The reason I say so is because most things people discuss are about multiple things. If you only have one thing left to discuss, then fine; talk about "the other thing." In that case, there truly is one "other thing" left to say, and that thing genuinely is the other thing. If, on the other hand, there are multiple things yet to discuss, then whatever else you have left to discuss is not the other thing. Instead, it's one of many "other things."

Talking about the other thing gives the listener the impression that there is only one consideration left. If you keep bringing up two, three, four, many "other things" means that you're simply in the middle of what you have to say. No one knows when you'll wrap things up. No one knows how many other things you might want to talk about. No one knows whether now is a good time to ask a question. No one knows anything.

Should I take a bathroom break before I listen to the other thing, or after? Is now a good time to freshen my drink? You said something a moment ago that I wanted to respond to, but I wanted to give you time to finish; should I respond now, or wait even further? How is what you are about to say related to what you just said? Is it something altogether new, or something that naturally follows from the previous thing.

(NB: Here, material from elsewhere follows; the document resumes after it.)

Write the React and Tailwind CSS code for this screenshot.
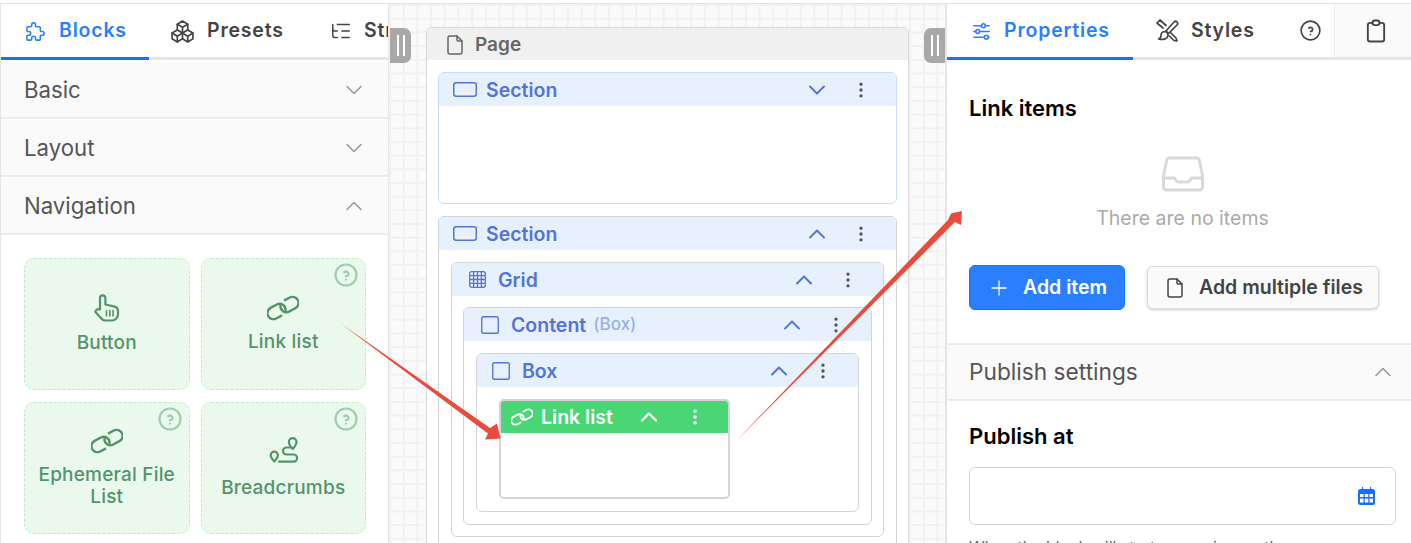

Tasked with making some kind of mental catalog of the information you've just shared with me, seven various "the other things" presented to me in succession places the entire organizational burden on me, the listener, when it should rather be on you, the speaker. In that case, it's even a little rude.

Worst of all, you've presented your ideas as an unstructured whole. How do you bake bread? You add flour to a mixing bowl. The other thing is, you add milk. The other thing is, you add eggs. The other thing is, you add yeast. The other thing is, you add salt. The other thing is you put it in the oven.

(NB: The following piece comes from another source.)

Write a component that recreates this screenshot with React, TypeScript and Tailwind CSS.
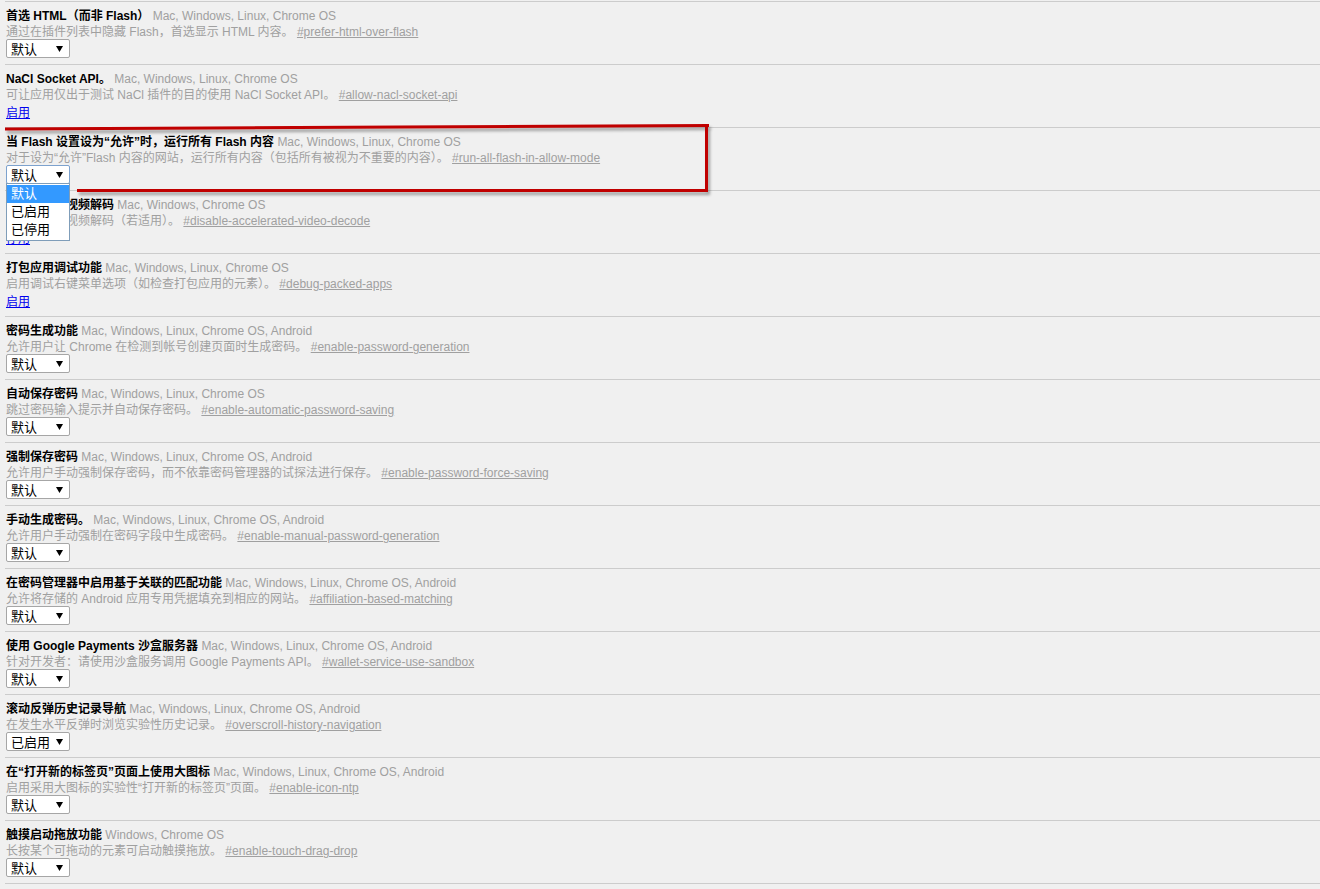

Who on Earth can make sense of a recipe like that? Tell me what the ingredients are, so that I can make a shopping list. Give me an idea of how much of everything I need. Should I start pre-heating the oven as soon as I have the ingredients ready, or will we be waiting hours for the dough to rise first? Give me some idea about what I'm in store for, for heaven's sake!

Not every conversation or presentation is a recipe for bread, but if you care about your audience and want them to understand your ideas, take a moment to collect your thoughts. Make an effort to present them in a way that lends itself to knowledge retention. Present your points in some kind of logical order. If possible, announce your intentions and the scope of what you're about to say.

Of course, some people say "the other thing is…" just as a generic transition from one thing to another. Their thoughts are perfectly well organized, and this is just a verbal transition. And yet, this is one of those verbal tics that ought to be minimized, no different than "um" or "ah" or "like." It might be organizationally harmless, but it's ineloquent. And if you happen to be talking to someone who expects some orderliness to the conversation, it's distracting.